## The exercise
Copy each line below exactly and leave the pictures out.

--- Start of Data shown ---

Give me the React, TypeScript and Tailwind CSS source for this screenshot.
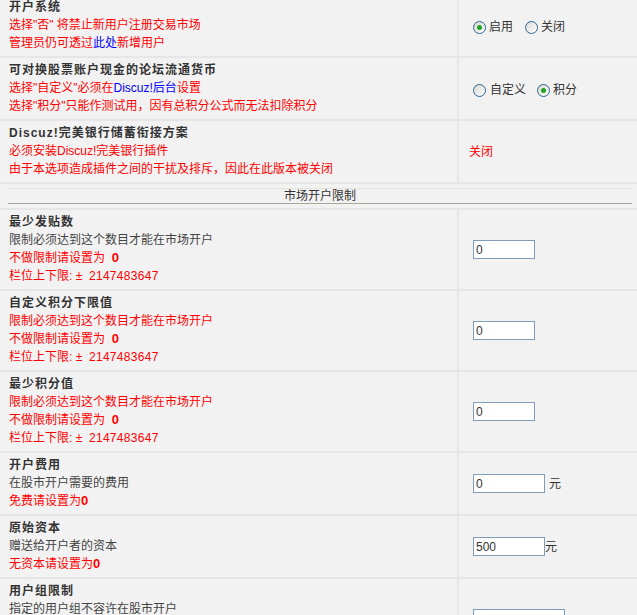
import React from "react";

type Part = { t: string; c?: "red" | "blue" | "gray"; b?: boolean; n?: boolean };
type Line = Part[];

function Radio({ checked }: { checked?: boolean }) {
  return (
    <span className="inline-flex items-center justify-center w-[13px] h-[13px] rounded-full border border-[#2f6693] bg-linear-to-br from-[#d8d8d2] to-white shrink-0">
      {checked && <span className="w-[5px] h-[5px] rounded-full bg-[#22a622]" />}
    </span>
  );
}

function TextInput({ value, w }: { value: string; w: string }) {
  return (
    <input
      readOnly
      value={value}
      className={`${w} h-[19px] ml-[4px] border border-[#7f9db9] bg-white px-[2px] text-[12px] text-[#333] outline-none font-['Liberation_Sans',sans-serif]`}
    />
  );
}

const colorOf = (c?: string) =>
  c === "red" ? "text-[#ff0000]" : c === "blue" ? "text-[#0000ff]" : "text-[#444]";

function Row({ title, lines, right }: { title: string; lines: Line[]; right: React.ReactNode }) {
  return (
    <div className="grid grid-cols-[459px_1fr] border-b-2 border-[#e6e6e6]">
      <div className="border-r-2 border-[#e6e6e6] pl-[9px] pt-[3px] pb-[4px] leading-[18px]">
        <div className="font-bold text-[#333] tracking-[1px]">{title}</div>
        {lines.map((ln, i) => (
          <div key={i} className="whitespace-pre h-[18px]">
            {ln.map((p, j) => (
              <span
                key={j}
                className={`${colorOf(p.c)} ${p.b ? "font-bold text-[13px]" : ""} ${p.n ? "tracking-[0.3px]" : ""}`}
              >
                {p.t}
              </span>
            ))}
          </div>
        ))}
      </div>
      <div className="flex items-center pl-[10px]">{right}</div>
    </div>
  );
}

const limitLines = (firstRed: boolean): Line[] => [
  [{ t: "限制必须达到这个数目才能在市场开户", c: firstRed ? "red" : "gray" }],
  [{ t: "不做限制请设置为  ", c: "red" }, { t: "0", c: "red", b: true }],
  [{ t: "栏位上下限: ±  ", c: "red" }, { t: "2147483647", c: "red", n: true }],
];

export default function App() {
  return (
    <div className="min-h-screen bg-[#f2f2f2] overflow-hidden text-[12px] font-['Liberation_Sans','Noto_Sans_CJK_SC',sans-serif]">
      <div className="-mt-[5px]">
        <Row
          title="开户系统"
          lines={[
            [{ t: "选择\"否\" 将禁止新用户注册交易市场", c: "red" }],
            [
              { t: "管理员仍可透过", c: "red" },
              { t: "此处", c: "blue" },
              { t: "新增用户", c: "red" },
            ],
          ]}
          right={
            <div className="flex items-center ml-[4px] mt-[3px] text-[#333]">
              <Radio checked />
              <span className="ml-[3px]">启用</span>
              <span className="ml-[12px] flex"><Radio /></span>
              <span className="ml-[3px]">关闭</span>
            </div>
          }
        />
        <Row
          title="可对换股票账户现金的论坛流通货币"
          lines={[
            [
              { t: "选择\"自定义\"必须在", c: "red" },
              { t: "Discuz!后台", c: "blue" },
              { t: "设置", c: "red" },
            ],
            [{ t: "选择\"积分\"只能作测试用，因有总积分公式而无法扣除积分", c: "red" }],
          ]}
          right={
            <div className="flex items-center ml-[4px] mt-[3px] text-[#333]">
              <Radio />
              <span className="ml-[4px]">自定义</span>
              <span className="ml-[11px] flex"><Radio checked /></span>
              <span className="ml-[3px]">积分</span>
            </div>
          }
        />
        <Row
          title="Discuz!完美银行储蓄衔接方案"
          lines={[
            [{ t: "必须安装Discuz!完美银行插件", c: "red" }],
            [{ t: "由于本选项造成插件之间的干扰及排斥，因此在此版本被关闭", c: "red" }],
          ]}
          right={<span className="text-[#ff0000] mt-[1px]">关闭</span>}
        />

        <div className="border-b-2 border-[#e6e6e6] pl-[8px] pr-[5px] pt-[4px] pb-[4px]">
          <div className="border-t border-[#e4e4dc] border-b border-b-[#aca899] h-[16px] leading-[14px] text-center text-[#333]">
            市场开户限制
          </div>
        </div>

        <Row title="最少发贴数" lines={limitLines(false)} right={<TextInput value="0" w="w-[62px]" />} />
        <Row title="自定义积分下限值" lines={limitLines(true)} right={<TextInput value="0" w="w-[62px]" />} />
        <Row title="最少积分值" lines={limitLines(true)} right={<TextInput value="0" w="w-[62px]" />} />
        <Row
          title="开户费用"
          lines={[
            [{ t: "在股市开户需要的费用", c: "gray" }],
            [{ t: "免费请设置为", c: "red" }, { t: "0", c: "red", b: true }],
          ]}
          right={
            <div className="flex items-center text-[#333]">
              <TextInput value="0" w="w-[72px]" />
              <span className="ml-[4px]">元</span>
            </div>
          }
        />
        <Row
          title="原始资本"
          lines={[
            [{ t: "赠送给开户者的资本", c: "gray" }],
            [{ t: "无资本请设置为", c: "red" }, { t: "0", c: "red", b: true }],
          ]}
          right={
            <div className="flex items-center text-[#333]">
              <TextInput value="500" w="w-[72px]" />
              <span>元</span>
            </div>
          }
        />
        <Row
          title="用户组限制"
          lines={[
            [{ t: "指定的用户组不容许在股市开户", c: "gray" }],
            [{ t: " ", c: "gray" }],
            [{ t: " ", c: "gray" }],
          ]}
          right={<TextInput value="" w="w-[92px]" />}
        />
      </div>
    </div>
  );
}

--- End of Data shown ---

## Task answer
Give me the React, TypeScript and Tailwind CSS source for this screenshot.
import React from "react";

type Part = { t: string; c?: "red" | "blue" | "gray"; b?: boolean; n?: boolean };
type Line = Part[];

function Radio({ checked }: { checked?: boolean }) {
  return (
    <span className="inline-flex items-center justify-center w-[13px] h-[13px] rounded-full border border-[#2f6693] bg-linear-to-br from-[#d8d8d2] to-white shrink-0">
      {checked && <span className="w-[5px] h-[5px] rounded-full bg-[#22a622]" />}
    </span>
  );
}

function TextInput({ value, w }: { value: string; w: string }) {
  return (
    <input
      readOnly
      value={value}
      className={`${w} h-[19px] ml-[4px] border border-[#7f9db9] bg-white px-[2px] text-[12px] text-[#333] outline-none font-['Liberation_Sans',sans-serif]`}
    />
  );
}

const colorOf = (c?: string) =>
  c === "red" ? "text-[#ff0000]" : c === "blue" ? "text-[#0000ff]" : "text-[#444]";

function Row({ title, lines, right }: { title: string; lines: Line[]; right: React.ReactNode }) {
  return (
    <div className="grid grid-cols-[459px_1fr] border-b-2 border-[#e6e6e6]">
      <div className="border-r-2 border-[#e6e6e6] pl-[9px] pt-[3px] pb-[4px] leading-[18px]">
        <div className="font-bold text-[#333] tracking-[1px]">{title}</div>
        {lines.map((ln, i) => (
          <div key={i} className="whitespace-pre h-[18px]">
            {ln.map((p, j) => (
              <span
                key={j}
                className={`${colorOf(p.c)} ${p.b ? "font-bold text-[13px]" : ""} ${p.n ? "tracking-[0.3px]" : ""}`}
              >
                {p.t}
              </span>
            ))}
          </div>
        ))}
      </div>
      <div className="flex items-center pl-[10px]">{right}</div>
    </div>
  );
}

const limitLines = (firstRed: boolean): Line[] => [
  [{ t: "限制必须达到这个数目才能在市场开户", c: firstRed ? "red" : "gray" }],
  [{ t: "不做限制请设置为  ", c: "red" }, { t: "0", c: "red", b: true }],
  [{ t: "栏位上下限: ±  ", c: "red" }, { t: "2147483647", c: "red", n: true }],
];

export default function App() {
  return (
    <div className="min-h-screen bg-[#f2f2f2] overflow-hidden text-[12px] font-['Liberation_Sans','Noto_Sans_CJK_SC',sans-serif]">
      <div className="-mt-[5px]">
        <Row
          title="开户系统"
          lines={[
            [{ t: "选择\"否\" 将禁止新用户注册交易市场", c: "red" }],
            [
              { t: "管理员仍可透过", c: "red" },
              { t: "此处", c: "blue" },
              { t: "新增用户", c: "red" },
            ],
          ]}
          right={
            <div className="flex items-center ml-[4px] mt-[3px] text-[#333]">
              <Radio checked />
              <span className="ml-[3px]">启用</span>
              <span className="ml-[12px] flex"><Radio /></span>
              <span className="ml-[3px]">关闭</span>
            </div>
          }
        />
        <Row
          title="可对换股票账户现金的论坛流通货币"
          lines={[
            [
              { t: "选择\"自定义\"必须在", c: "red" },
              { t: "Discuz!后台", c: "blue" },
              { t: "设置", c: "red" },
            ],
            [{ t: "选择\"积分\"只能作测试用，因有总积分公式而无法扣除积分", c: "red" }],
          ]}
          right={
            <div className="flex items-center ml-[4px] mt-[3px] text-[#333]">
              <Radio />
              <span className="ml-[4px]">自定义</span>
              <span className="ml-[11px] flex"><Radio checked /></span>
              <span className="ml-[3px]">积分</span>
            </div>
          }
        />
        <Row
          title="Discuz!完美银行储蓄衔接方案"
          lines={[
            [{ t: "必须安装Discuz!完美银行插件", c: "red" }],
            [{ t: "由于本选项造成插件之间的干扰及排斥，因此在此版本被关闭", c: "red" }],
          ]}
          right={<span className="text-[#ff0000] mt-[1px]">关闭</span>}
        />

        <div className="border-b-2 border-[#e6e6e6] pl-[8px] pr-[5px] pt-[4px] pb-[4px]">
          <div className="border-t border-[#e4e4dc] border-b border-b-[#aca899] h-[16px] leading-[14px] text-center text-[#333]">
            市场开户限制
          </div>
        </div>

        <Row title="最少发贴数" lines={limitLines(false)} right={<TextInput value="0" w="w-[62px]" />} />
        <Row title="自定义积分下限值" lines={limitLines(true)} right={<TextInput value="0" w="w-[62px]" />} />
        <Row title="最少积分值" lines={limitLines(true)} right={<TextInput value="0" w="w-[62px]" />} />
        <Row
          title="开户费用"
          lines={[
            [{ t: "在股市开户需要的费用", c: "gray" }],
            [{ t: "免费请设置为", c: "red" }, { t: "0", c: "red", b: true }],
          ]}
          right={
            <div className="flex items-center text-[#333]">
              <TextInput value="0" w="w-[72px]" />
              <span className="ml-[4px]">元</span>
            </div>
          }
        />
        <Row
          title="原始资本"
          lines={[
            [{ t: "赠送给开户者的资本", c: "gray" }],
            [{ t: "无资本请设置为", c: "red" }, { t: "0", c: "red", b: true }],
          ]}
          right={
            <div className="flex items-center text-[#333]">
              <TextInput value="500" w="w-[72px]" />
              <span>元</span>
            </div>
          }
        />
        <Row
          title="用户组限制"
          lines={[
            [{ t: "指定的用户组不容许在股市开户", c: "gray" }],
            [{ t: " ", c: "gray" }],
            [{ t: " ", c: "gray" }],
          ]}
          right={<TextInput value="" w="w-[92px]" />}
        />
      </div>
    </div>
  );
}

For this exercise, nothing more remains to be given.